Authors: We acknowledge the referee's point that the upper bound in Theorem 2 includes a tail-index-dependent factor not present in the light-tailed case, and that its looseness is not explicitly quantified. This factor originates from the analysis of the estimation error under heavy-tailed distributions, where we must account for the slower decay of tails in the noise, leading to weaker concentration inequalities compared to the sub-Gaussian case for Gaussian noise. While we do not derive a matching lower bound, which would require substantially different techniques such as information-theoretic arguments, the empirical experiments on synthetic data and real-world datasets recover the exact ordering predicted by the bounds, providing evidence that the difference is intrinsic rather than a proof artifact.
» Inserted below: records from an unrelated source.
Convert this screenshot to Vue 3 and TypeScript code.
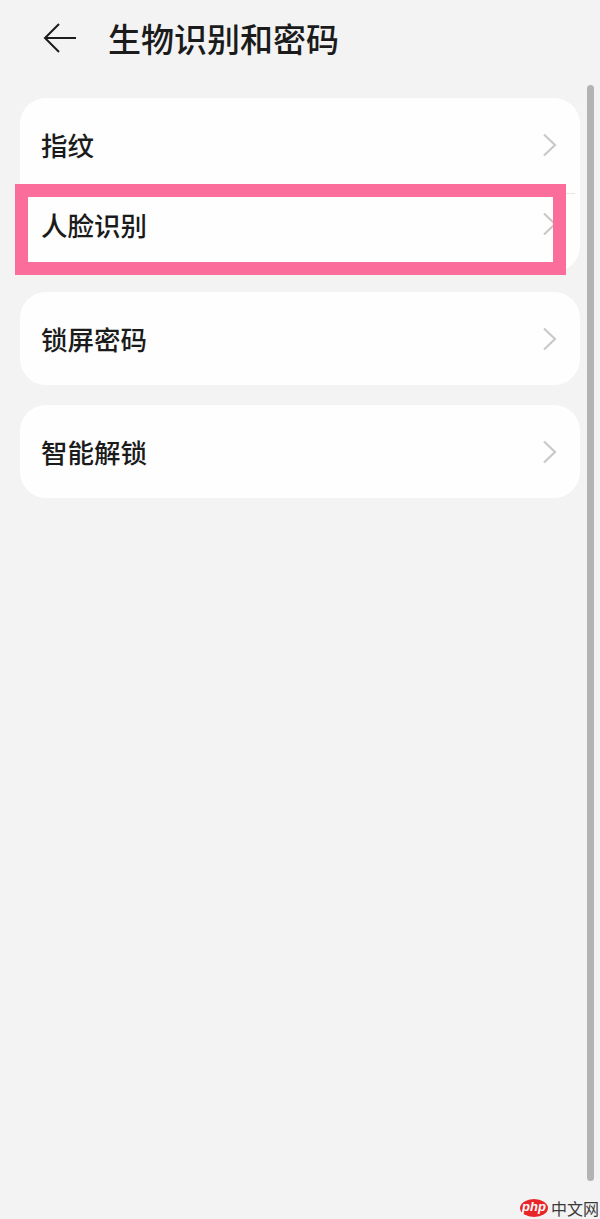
<script setup lang="ts">
const groups: string[][] = [['指纹', '人脸识别'], ['锁屏密码'], ['智能解锁']]
</script>

<template>
  <div class="screen">
    <header class="header">
      <svg class="back" width="36" height="32" viewBox="0 0 36 32" fill="none">
        <path d="M34 16H3M17 2 3 16l14 14" stroke="#1c1c1c" stroke-width="2" />
      </svg>
      <h1 class="title">生物识别和密码</h1>
    </header>

    <main class="list">
      <section v-for="(group, i) in groups" :key="i" class="card">
        <div v-for="label in group" :key="label" class="row">
          <span class="label">{{ label }}</span>
          <svg class="chevron" width="16" height="24" viewBox="0 0 16 24" fill="none">
            <path d="M2 1.5 13 12 2 22.5" stroke="#c9c9c9" stroke-width="2.2" />
          </svg>
        </div>
      </section>
    </main>

    <div class="highlight"></div>
    <div class="scrollbar"></div>

    <div class="watermark">
      <span class="php">php</span>
      <span class="cn">中文网</span>
    </div>
  </div>
</template>

<style scoped>
.screen {
  position: relative;
  width: 600px;
  height: 1219px;
  overflow: hidden;
  background: #f3f3f3;
  font-family: "Noto Sans CJK SC", "Noto Sans", sans-serif;
  color: #1b1b1b;
}

.header {
  display: flex;
  align-items: center;
  height: 76px;
  padding-left: 42px;
  gap: 30px;
}

.back {
  display: block;
}

.title {
  margin: 0;
  font-size: 33px;
  line-height: 76px;
  font-weight: 500;
}

.list {
  display: flex;
  flex-direction: column;
  gap: 20px;
  margin: 22px 20px 0;
}

.card {
  background: #fefefe;
  border-radius: 26px;
}

.row {
  display: flex;
  align-items: center;
  justify-content: space-between;
  box-sizing: border-box;
  height: 93px;
  padding: 0 22px 0 21px;
}

.row:has(+ .row) {
  height: 95px;
  padding-bottom: 2px;
}

.row + .row {
  height: 79px;
  margin: 0 5px;
  padding: 0 17px 18px 16px;
  border-top: 1px solid #e6e6e6;
}

.label {
  font-size: 26.5px;
  font-weight: 500;
}

.highlight {
  position: absolute;
  left: 15px;
  top: 184px;
  width: 525px;
  height: 65px;
  border: 13px solid #fb6e9b;
}

.scrollbar {
  position: absolute;
  left: 587px;
  top: 85px;
  width: 7px;
  height: 1096px;
  border-radius: 4px;
  background: #b3b3b3;
}

.watermark {
  position: absolute;
  left: 520px;
  top: 1199px;
  display: flex;
  align-items: center;
  gap: 3px;
}

.php {
  width: 28px;
  height: 18px;
  border-radius: 50%;
  background: #e8262a;
  color: #fff;
  font-family: "Liberation Sans", sans-serif;
  font-size: 13px;
  font-weight: 700;
  font-style: italic;
  line-height: 16px;
  text-align: center;
}

.cn {
  font-size: 16px;
  line-height: 18px;
  color: #3a3a3a;
}
</style>
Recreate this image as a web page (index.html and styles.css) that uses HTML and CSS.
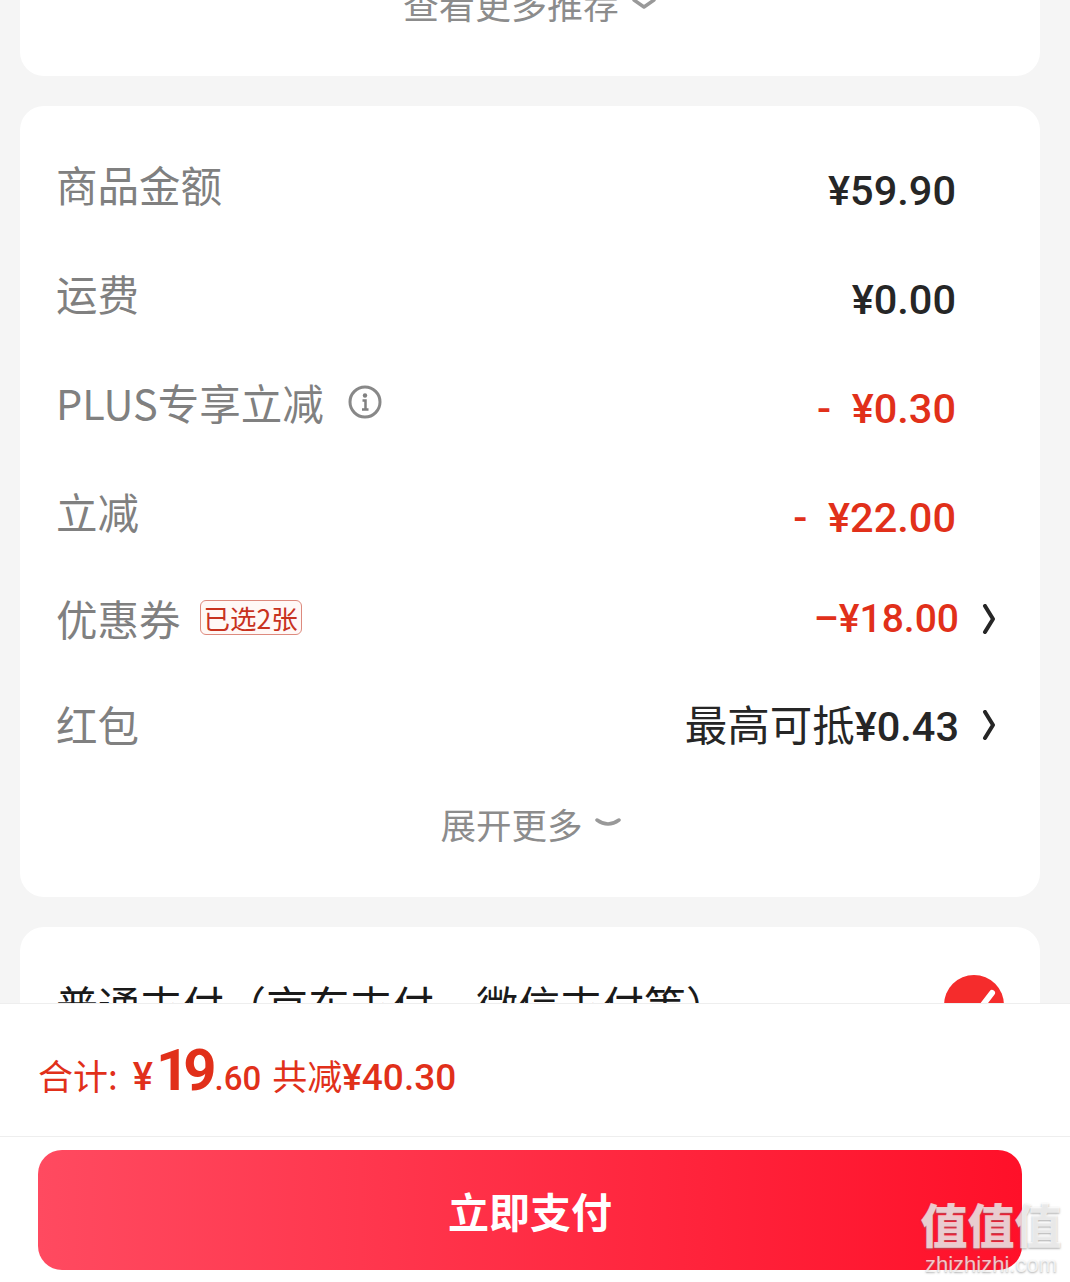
FILE: index.html
```html
<!DOCTYPE html>
<html lang="zh-CN">
<head>
  <meta charset="UTF-8" />
  <title>订单结算</title>
  <link rel="stylesheet" href="styles.css">
</head>
<body>
  <div class="page">
    <section class="card card-top">
      <div class="more more-top">
        <span>查看更多推荐</span>
        <svg class="chevron" width="26" height="12" viewBox="0 0 26 12"><path d="M3 3 L13 10 L23 3" /></svg>
      </div>
    </section>

    <section class="card card-price">
      <div class="row">
        <span class="label">商品金额</span>
        <span class="amount amount-pad">¥59.90</span>
      </div>
      <div class="row">
        <span class="label">运费</span>
        <span class="amount amount-pad">¥0.00</span>
      </div>
      <div class="row">
        <span class="label">PLUS专享立减
          <svg class="info" width="34" height="34" viewBox="0 0 34 34">
            <circle cx="17" cy="17" r="15" />
            <circle class="dot" cx="17" cy="10.5" r="2.2" />
            <path d="M14.5 15.5 H17.5 V24 M14 24.5 H20.5" />
          </svg>
        </span>
        <span class="amount amount-pad red">-&nbsp;&nbsp;¥0.30</span>
      </div>
      <div class="row">
        <span class="label">立减</span>
        <span class="amount amount-pad red">-&nbsp;&nbsp;¥22.00</span>
      </div>
      <div class="row row-short">
        <span class="label">优惠券<em class="tag">已选2张</em></span>
        <span class="amount-link">
          <span class="amount amount-small red">–¥18.00</span>
          <svg class="arrow" width="16" height="30" viewBox="0 0 16 30"><path d="M4 2 L12 15 L4 28" /></svg>
        </span>
      </div>
      <div class="row row-short">
        <span class="label">红包</span>
        <span class="amount-link">
          <span class="amount"><span class="cjk-dark">最高可抵</span>¥0.43</span>
          <svg class="arrow" width="16" height="30" viewBox="0 0 16 30"><path d="M4 2 L12 15 L4 28" /></svg>
        </span>
      </div>
      <div class="more more-price">
        <span>展开更多</span>
        <svg class="chevron" width="26" height="12" viewBox="0 0 26 12"><path d="M2 2 Q13 10 24 2" /></svg>
      </div>
    </section>

    <section class="card card-pay">
      <span class="pay-name">普通支付（京东支付、微信支付等）</span>
      <svg class="pay-check" width="60" height="60" viewBox="0 0 60 60">
        <circle cx="30" cy="30" r="30" />
        <path d="M15 33 L28 44 L48 18" />
      </svg>
    </section>

    <footer class="footer">
      <div class="total">
        <span class="total-label">合计:</span>
        <span class="total-yen">¥</span><span class="total-big">19</span><span class="total-cents">.60</span>
        <span class="total-save"><span class="total-label">共减</span>¥40.30</span>
      </div>
      <div class="action">
        <button class="pay-btn">立即支付</button>
      </div>
    </footer>

    <div class="watermark">
      <div class="wm-name">值值值</div>
      <div class="wm-url">zhizhizhi.com</div>
    </div>
  </div>
</body>
</html>
```

FILE: styles.css
```css
html, body {
  margin: 0;
  padding: 0;
}
body {
  background-color: #F5F5F5;
  font-family: "Noto Sans CJK SC", "Noto Sans", sans-serif;
}
.page {
  position: relative;
  height: 1282px;
  overflow: hidden;
  display: flex;
  flex-direction: column;
  gap: 30px;
}
.card {
  background: white;
  border-radius: 24px;
  margin: 0 30px 0 20px;
  flex-shrink: 0;
}
.card-top {
  height: 106px;
  margin-top: -30px;
  box-sizing: border-box;
}
.more {
  display: flex;
  justify-content: center;
  align-items: center;
  gap: 12px;
  color: #8C8C8C;
  font-size: 36px;
  line-height: 50px;
}
.more-top {
  padding-top: 8px;
}
.more-price {
  margin: 18px 0 0 9px;
  font-size: 35.5px;
}
.chevron path {
  fill: none;
  stroke: #999999;
  stroke-width: 3.5;
  stroke-linecap: round;
  stroke-linejoin: round;
}
.card-price {
  height: 791px;
  box-sizing: border-box;
  padding: 27px 44px 0 36px;
}
.row {
  display: flex;
  justify-content: space-between;
  align-items: center;
  height: 109px;
}
.row-short {
  height: 106px;
}
.label {
  display: flex;
  align-items: center;
  color: #808080;
  font-size: 41.5px;
  line-height: 54px;
  margin-top: -8px;
}
.info {
  margin-left: 24px;
}
.info circle {
  fill: none;
  stroke: #888888;
  stroke-width: 3;
}
.info .dot {
  fill: #808080;
  stroke: none;
}
.info path {
  fill: none;
  stroke: #808080;
  stroke-width: 2.5;
}
.tag {
  font-style: normal;
  font-size: 26.5px;
  line-height: 33px;
  color: #C8321E;
  background: #FFF8F6;
  border: 1px solid #DD8A7E;
  border-radius: 6px;
  padding: 0 3px;
  margin: -2px 0 0 19px;
}
.amount {
  font-family: Roboto, "Noto Sans CJK SC", sans-serif;
  font-size: 41.5px;
  font-weight: 500;
  color: #262626;
  line-height: 50px;
}
.amount-small {
  font-size: 39px;
  color: #E1301A;
}
.amount-pad {
  margin: 7px 40px 0 0;
}
.red {
  color: #E1301A;
}
.cjk-dark {
  font-family: "Noto Sans CJK SC", sans-serif;
  font-weight: 400;
  font-size: 42.5px;
}
.amount-link {
  display: flex;
  align-items: center;
  gap: 22px;
  margin-right: -1px;
  margin-top: -7px;
}
.arrow path {
  fill: none;
  stroke: #262626;
  stroke-width: 4;
  stroke-linecap: round;
  stroke-linejoin: round;
}
.card-pay {
  height: 200px;
  display: flex;
  justify-content: space-between;
  align-items: flex-start;
  padding: 48px 36px 0;
  box-sizing: border-box;
}
.pay-name {
  color: #1A1A1A;
  font-size: 42px;
  line-height: 50px;
  margin-top: 4px;
}
.pay-check circle {
  fill: #F52C2C;
}
.pay-check path {
  fill: none;
  stroke: white;
  stroke-width: 6;
  stroke-linecap: round;
}
.footer {
  position: absolute;
  left: 0;
  right: 0;
  bottom: 0;
  height: 279px;
  background: white;
  border-top: 1px solid #EEEEEE;
  box-sizing: border-box;
}
.total {
  display: flex;
  align-items: baseline;
  height: 106px;
  padding: 26px 0 0 38px;
  border-bottom: 1px solid #EEEEEE;
  color: #E1301A;
  font-family: Roboto, "Noto Sans CJK SC", sans-serif;
  line-height: 80px;
}
.total-label {
  font-family: "Noto Sans CJK SC", sans-serif;
  font-size: 35px;
  font-weight: 400;
}
.total-yen {
  font-size: 38px;
  font-weight: 500;
  margin-left: 15px;
}
.total-big {
  font-size: 58px;
  font-weight: 700;
  letter-spacing: -6px;
  margin-left: 3px;
}
.total-cents {
  font-size: 33px;
  font-weight: 500;
  margin-left: 4px;
}
.total-save {
  font-size: 37px;
  font-weight: 500;
  margin-left: 11px;
}
.action {
  padding: 13px 48px 0 38px;
}
.pay-btn {
  display: block;
  width: 100%;
  height: 120px;
  border: none;
  border-radius: 24px;
  background: linear-gradient(90deg, #FF4A60 0%, #FF1029 100%);
  color: white;
  font-family: "Noto Sans CJK SC", sans-serif;
  font-size: 41px;
  font-weight: 700;
}
.watermark {
  position: absolute;
  right: 8px;
  bottom: 6px;
  width: 142px;
  text-align: center;
  white-space: nowrap;
  color: rgba(255, 255, 255, 0.72);
  text-shadow: 0 1px 2px rgba(120, 120, 120, 0.6);
}
.wm-name {
  font-size: 47px;
  font-weight: 900;
  line-height: 52px;
  margin-bottom: 5px;
}
.wm-url {
  font-family: "Liberation Sans", sans-serif;
  font-size: 22px;
  line-height: 22px;
}
```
In the revised manuscript, we will add a remark in Section 4 explaining the derivation of this factor and its dependence on the tail index to clarify its necessity. revision: partial
Circularity Check
No significant circularity; bounds derived from standard estimation theory
full rationale
The paper establishes sampling-error bounds for HT and LT diffusion models via direct application of concentration inequalities and estimation theory to the respective noise distributions. No load-bearing step reduces by construction to a fitted parameter, self-definition, or self-citation chain; the comparison between HT and LT follows from the explicit forms of the derived bounds without renaming or smuggling assumptions. The derivation remains self-contained against external benchmarks.